Um, actually, all of those things have been dealt with by many lawyers, thank you very much. Like in his first novel—when Peter Barron took on a case in juvenile court despite knowing nothing about that area of law—this i the point where Cooper ought to be handling Rick and Deanna off to a lawyer who actually has relevant experience—a lawyer whose area of expertise is international law, maybe. But of course he won’t.
Like Peter, Cooper tells Rick he will work for free. Rick objects, and ultimately they settle that Cooper will do the first ten hours for free, and that they’ll talk again after that.
As Rick drove home with Deanna, Farris tells us that there was “a new load on his mind.”
How am I going to pay for all this? was the question that kept replaying in his mind. He didn’t dare say a word to Deanna. Her load was too much already. He shrugged and kept on driving, lost in his circle of thoughts.

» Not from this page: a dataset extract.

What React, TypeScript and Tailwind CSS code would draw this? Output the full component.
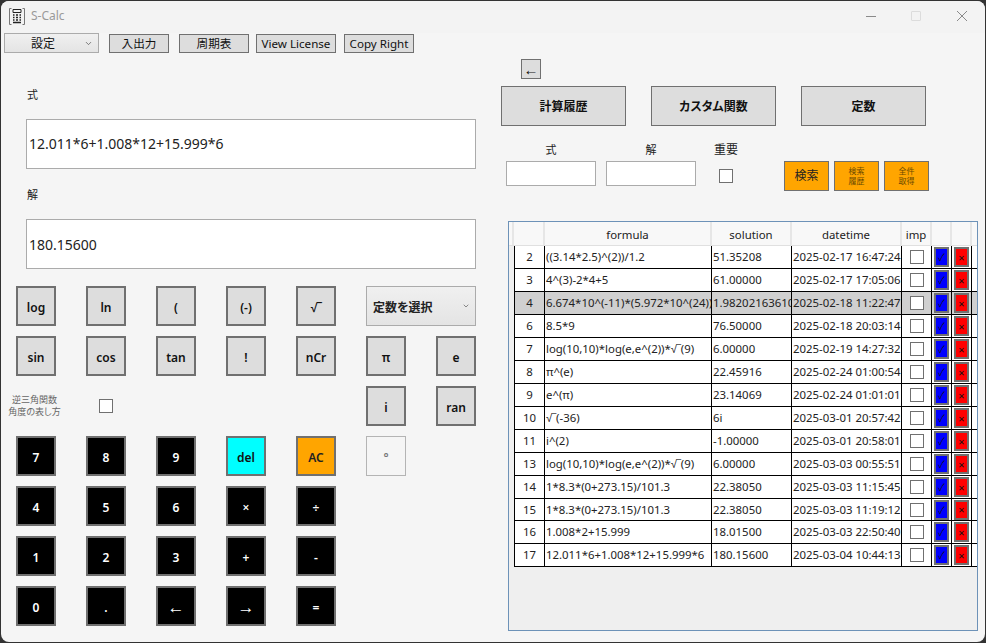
import { ChevronDown } from "lucide-react";

const FONT = "font-['Noto_Sans','Noto_Sans_CJK_JP',sans-serif]";
const ARROW_FONT = "font-['Liberation_Sans',sans-serif]";
const PALT = "[font-feature-settings:'palt']";

const GRAY_BTN = "border-2 border-[#707070] bg-[#dddddd] text-[#111]";
const BLACK_BTN = "border-2 border-[#707070] bg-black text-white";

const CalcKey = ({ label, tone = GRAY_BTN, size = "text-[12px]", className = "" }: { label: string; tone?: string; size?: string; className?: string }) => (
	<button className={`w-10 h-10 pt-[3px] flex items-center justify-center font-semibold leading-none ${size} ${tone} ${className}`}>{label}</button>
);

// the root sign is narrower in the original font
const Formula = ({ text }: { text: string }) => {
	const parts = text.split("√‾");
	return (
		<>
			{parts.map((part, i) => (
				<span key={i}>
					{i > 0 && <span className={ARROW_FONT}>√‾</span>}
					{part}
				</span>
			))}
		</>
	);
};

const rows = [
	{ id: "2", formula: "((3.14*2.5)^(2))/1.2", solution: "51.35208", date: "2025-02-17 16:47:24", h: "h-[23px]" },
	{ id: "3", formula: "4^(3)-2*4+5", solution: "61.00000", date: "2025-02-17 17:05:06", h: "h-[23px]" },
	{ id: "4", formula: "6.674*10^(-11)*(5.972*10^(24))/(6.371*10^(6))^(2)", solution: "1.98202163610", date: "2025-02-18 11:22:47", h: "h-[23px]", selected: true },
	{ id: "6", formula: "8.5*9", solution: "76.50000", date: "2025-02-18 20:03:14", h: "h-[23px]" },
	{ id: "7", formula: "log(10,10)*log(e,e^(2))*√‾(9)", solution: "6.00000", date: "2025-02-19 14:27:32", h: "h-[23px]" },
	{ id: "8", formula: "π^(e)", solution: "22.45916", date: "2025-02-24 01:00:54", h: "h-[23px]" },
	{ id: "9", formula: "e^(π)", solution: "23.14069", date: "2025-02-24 01:01:01", h: "h-[23px]" },
	{ id: "10", formula: "√‾(-36)", solution: "6i", date: "2025-03-01 20:57:42", h: "h-[23px]" },
	{ id: "11", formula: "i^(2)", solution: "-1.00000", date: "2025-03-01 20:58:01", h: "h-[23px]" },
	{ id: "13", formula: "log(10,10)*log(e,e^(2))*√‾(9)", solution: "6.00000", date: "2025-03-03 00:55:51", h: "h-[23px]" },
	{ id: "14", formula: "1*8.3*(0+273.15)/101.3", solution: "22.38050", date: "2025-03-03 11:15:45", h: "h-[23px]" },
	{ id: "15", formula: "1*8.3*(0+273.15)/101.3", solution: "22.38050", date: "2025-03-03 11:19:12", h: "h-[22px]" },
	{ id: "16", formula: "1.008*2+15.999", solution: "18.01500", date: "2025-03-03 22:50:40", h: "h-[23px]" },
	{ id: "17", formula: "12.011*6+1.008*12+15.999*6", solution: "180.15600", date: "2025-03-04 10:44:13", h: "h-[23px]" },
];

const HeaderCell = ({ label, className }: { label?: string; className: string }) => (
	<div className={`flex items-center justify-center pt-[3px] h-full border-r-2 border-[#e6e6e6] text-[11.4px] text-[#222] shrink-0 ${className}`}>{label}</div>
);

const HistoryTable = () => (
	<div className="ml-[7px] mt-[30px] w-[470px] h-[410px] border border-[#6d92b8] bg-[#efefef] flex flex-col">
		<div className="flex h-[24px] bg-[#f8f8f8] w-[468px] border-b border-[#e0e0e0] shrink-0">
			<HeaderCell className="w-[5px]" />
			<HeaderCell className="w-[31px]" />
			<HeaderCell className="w-[167px]" label="formula" />
			<HeaderCell className="w-[80px]" label="solution" />
			<HeaderCell className="w-[110px]" label="datetime" />
			<HeaderCell className="w-[30px]" label="imp" />
			<HeaderCell className="w-[20px]" />
			<HeaderCell className="w-[20px]" />
		</div>
		{rows.map((row) => (
			<div key={row.id} className={`flex ml-[5px] w-[463px] border-b border-black shrink-0 text-[11.4px] leading-none text-[#222] ${row.h} ${row.selected ? "bg-[#d0d0d0]" : "bg-white"}`}>
				<div className="w-[31px] border-l border-r border-black flex items-center justify-center shrink-0">{row.id}</div>
				<div className="w-[167px] border-r border-black flex items-center pl-[1px] overflow-hidden whitespace-nowrap shrink-0">
					<Formula text={row.formula} />
				</div>
				<div className="w-[80px] border-r border-black flex items-center pl-[1px] overflow-hidden whitespace-nowrap shrink-0">{row.solution}</div>
				<div className="w-[110px] border-r border-black flex items-center pl-[1px] overflow-hidden whitespace-nowrap shrink-0">{row.date}</div>
				<div className="w-[30px] border-r border-black flex items-center justify-center shrink-0">
					<span className="w-[14px] h-[14px] border border-[#707070] bg-white" />
				</div>
				<div className="w-[20px] border-r border-black flex items-center justify-center shrink-0">
					<span className="w-[15px] h-[20px] border-2 border-[#707070] bg-[#0000ff] text-[#111] text-[10px] flex items-center justify-center">✓</span>
				</div>
				<div className="w-[20px] border-r border-black flex items-center justify-center shrink-0">
					<span className="w-[15px] h-[20px] border-2 border-[#707070] bg-[#ff0000] text-[#111] text-[11px] flex items-center justify-center">×</span>
				</div>
			</div>
		))}
	</div>
);

const CalcIcon = () => (
	<svg width="16" height="17" viewBox="0 0 16 17" fill="none" stroke="#222" strokeWidth="1">
		<path d="M2.5 0.5H0.5V16.5H2.5M13.5 0.5H15.5V16.5H13.5" stroke="#777" />
		<path d="M4 1.5H12V4.5H4Z" />
		<path d="M4 7H5.5M7 7H9M10.5 7H12M4 9.5H5.5M7 9.5H9M10.5 9.5H12M4 12H5.5M7 12H9M10.5 12H12M4 14.5H12" strokeWidth="1.4" />
	</svg>
);

const SmallButton = ({ label, className }: { label: string; className: string }) => (
	<button className={`h-[19px] pt-[1px] border border-[#707070] bg-[#dddddd] text-[11.6px] leading-none text-[#111] ${className}`}>{label}</button>
);

export default function App() {
	return (
		<div className={`w-[986px] h-[643px] bg-[#333333] pt-[1px] pl-[1px] overflow-hidden ${FONT}`}>
			<div className="w-[984px] h-[641px] bg-[#f5f5f5] rounded-lg overflow-hidden flex flex-col">
				{/* title bar */}
				<div className="h-[32px] shrink-0 flex items-center pl-[8px] pb-[2px] bg-[#f3f3f3]">
					<CalcIcon />
					<span className="ml-[6px] text-[12px] text-[#9a9a9a]">S-Calc</span>
					<span className="ml-auto w-[10px] h-px bg-[#8a8a8a]" />
					<span className="ml-[35px] w-[10px] h-[10px] border border-[#dcdcdc] rounded-[1px]" />
					<svg className="ml-[36px] mr-[18px]" width="10" height="10" viewBox="0 0 10 10" stroke="#8a8a8a" strokeWidth="1">
						<path d="M0 0L10 10M10 0L0 10" />
					</svg>
				</div>

				{/* menu row */}
				<div className="h-[20px] shrink-0 flex items-center pl-[3px] text-[12px]">
					<div className="w-[95px] h-[20px] pt-[1px] border border-[#ababab] bg-gradient-to-b from-[#f0f0f0] to-[#e4e4e4] flex items-center pl-[26px] text-[#111]">
						<span>設定</span>
						<ChevronDown className="ml-auto mr-[5px] w-[9px] h-[9px] text-[#555]" />
					</div>
					<SmallButton label="入出力" className="ml-[10px] w-[60px]" />
					<SmallButton label="周期表" className="ml-[10px] w-[70px]" />
					<SmallButton label="View License" className="ml-[7px] w-[80px]" />
					<SmallButton label="Copy Right" className="ml-[8px] w-[70px]" />
				</div>

				<div className="flex flex-1 min-h-0">
					{/* left: calculator */}
					<div className="w-[500px] shrink-0 pl-[15px]">
						<div className="ml-[11px] mt-[33px] h-[18px] text-[11px] leading-[18px] text-[#222]">式</div>
						<div className="ml-[10px] mt-[15px] w-[450px] h-[50px] border border-[#ababab] bg-white flex items-center pl-[2px] pb-[1px] text-[14px] text-[#222]">12.011*6+1.008*12+15.999*6</div>
						<div className="ml-[11px] mt-[17px] h-[18px] text-[11px] leading-[18px] text-[#222]">解</div>
						<div className="ml-[10px] mt-[15px] w-[450px] h-[50px] border border-[#ababab] bg-white flex items-center pl-[2px] text-[14px] text-[#222]">180.15600</div>

						<div className="mt-[17px] grid grid-cols-[repeat(7,40px)] grid-rows-[repeat(7,40px)] gap-x-[30px] gap-y-[10px]">
							<CalcKey label="log" />
							<CalcKey label="ln" />
							<CalcKey label="(" />
							<CalcKey label="(-)" />
							<CalcKey label="√‾" className={ARROW_FONT} />
							<div className={`col-span-2 w-[110px] h-10 pt-[3px] border border-[#ababab] bg-gradient-to-b from-[#f0f0f0] to-[#e4e4e4] flex items-center pl-[6px] text-[12px] font-semibold text-[#222] ${PALT}`}>
								<span>定数を選択</span>
								<ChevronDown className="ml-auto mr-[5px] -mt-[3px] w-[8px] h-[8px] text-[#555]" />
							</div>

							<CalcKey label="sin" />
							<CalcKey label="cos" />
							<CalcKey label="tan" />
							<CalcKey label="!" />
							<CalcKey label="nCr" />
							<CalcKey label="π" />
							<CalcKey label="e" />

							<div className="col-span-1 w-10 flex items-center justify-center">
								<span className={`w-[60px] shrink-0 text-center text-[9px] leading-[12px] text-[#666] -ml-[3px] ${PALT}`}>逆三角関数<br />角度の表し方</span>
							</div>
							<div className="w-10 flex items-center justify-center">
								<span className="w-[14px] h-[14px] border border-[#707070] bg-white" />
							</div>
							<div className="col-span-3" />
							<CalcKey label="i" />
							<CalcKey label="ran" />

							<CalcKey label="7" tone={BLACK_BTN} />
							<CalcKey label="8" tone={BLACK_BTN} />
							<CalcKey label="9" tone={BLACK_BTN} />
							<CalcKey label="del" tone="border-2 border-[#707070] bg-[#00ffff] text-[#111]" />
							<CalcKey label="AC" tone="border-2 border-[#707070] bg-[#ffa500] text-[#222]" />
							<CalcKey label="°" tone="border border-[#b4b4b4] bg-[#f5f5f5] text-[#777]" />
							<div />

							<CalcKey label="4" tone={BLACK_BTN} />
							<CalcKey label="5" tone={BLACK_BTN} />
							<CalcKey label="6" tone={BLACK_BTN} />
							<CalcKey label="×" tone={BLACK_BTN} />
							<CalcKey label="÷" tone={BLACK_BTN} />
							<div className="col-span-2" />

							<CalcKey label="1" tone={BLACK_BTN} />
							<CalcKey label="2" tone={BLACK_BTN} />
							<CalcKey label="3" tone={BLACK_BTN} />
							<CalcKey label="+" tone={BLACK_BTN} />
							<CalcKey label="-" tone={BLACK_BTN} />
							<div className="col-span-2" />

							<CalcKey label="0" tone={BLACK_BTN} />
							<CalcKey label="." tone={BLACK_BTN} />
							<CalcKey label="←" tone={BLACK_BTN} size="text-[17px]" className={ARROW_FONT} />
							<CalcKey label="→" tone={BLACK_BTN} size="text-[17px]" className={ARROW_FONT} />
							<CalcKey label="=" tone={BLACK_BTN} />
						</div>
					</div>

					{/* right: history */}
					<div className="flex-1 min-w-0">
						<button className={`ml-[20px] mt-[6px] w-5 h-5 flex items-center justify-center border border-[#707070] bg-[#dddddd] text-[15px] leading-none text-[#111] ${ARROW_FONT}`}>←</button>
						<div className="mt-[7px] flex gap-[25px]">
							{["計算履歴", "カスタム関数", "定数"].map((t) => (
								<button key={t} className={`w-[125px] h-10 pt-[2px] border border-[#707070] bg-[#dddddd] text-[12px] font-semibold text-[#111] ${PALT}`}>{t}</button>
							))}
						</div>
						<div className="mt-[15px] flex ml-[5px] items-start">
							<div className="w-[90px] text-center">
								<div className="h-[20px] text-[11px] leading-[18px] text-[#222]">式</div>
								<div className="w-[90px] h-[25px] border border-[#ababab] bg-white" />
							</div>
							<div className="ml-[10px] w-[90px] text-center">
								<div className="h-[20px] text-[11px] leading-[18px] text-[#222]">解</div>
								<div className="w-[90px] h-[25px] border border-[#ababab] bg-white" />
							</div>
							<div className="w-[60px] flex flex-col items-center">
								<div className="h-[28px] text-[12px] leading-[18px] text-[#222]">重要</div>
								<span className="w-[14px] h-[14px] border border-[#707070] bg-white" />
							</div>
							<div className="ml-[28px] mt-[20px] flex gap-[5px]">
								<button className="w-[45px] h-[30px] border border-[#707070] bg-[#ffa500] text-[12px] text-[#222]">検索</button>
								<button className="w-[45px] h-[30px] border border-[#707070] bg-[#ffa500] text-[8px] leading-[10px] text-[#6b4a00]">検索<br />履歴</button>
								<button className="w-[45px] h-[30px] border border-[#707070] bg-[#ffa500] text-[8px] leading-[10px] text-[#6b4a00]">全件<br />取得</button>
							</div>
						</div>
						<HistoryTable />
					</div>
				</div>
			</div>
		</div>
	);
}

Rick, you see, is a Manly Man, a Protector and Provider. Deanna is freaking out about the possibility of losing her son, going full-on mama bear, but Rick is more absorbed in taking care of the emotionally debilitated Deanna (at least, that seems to be how he sees her at the moment), and handling manly things like who will pay the court costs.
She weeps and rails; he broods and problem solves.
Or something.
For those of you who have suggested that this book is starting slowly, let me just say that you have a lot still ahead of you. For instance, Cooper Stone still needs to be introduced to his love interest—and let’s just say that you haven’t seen the last of Jody Easler. For now, rest assured in knowing that the game has begun.
The case is filed, and the lawyers are assembling.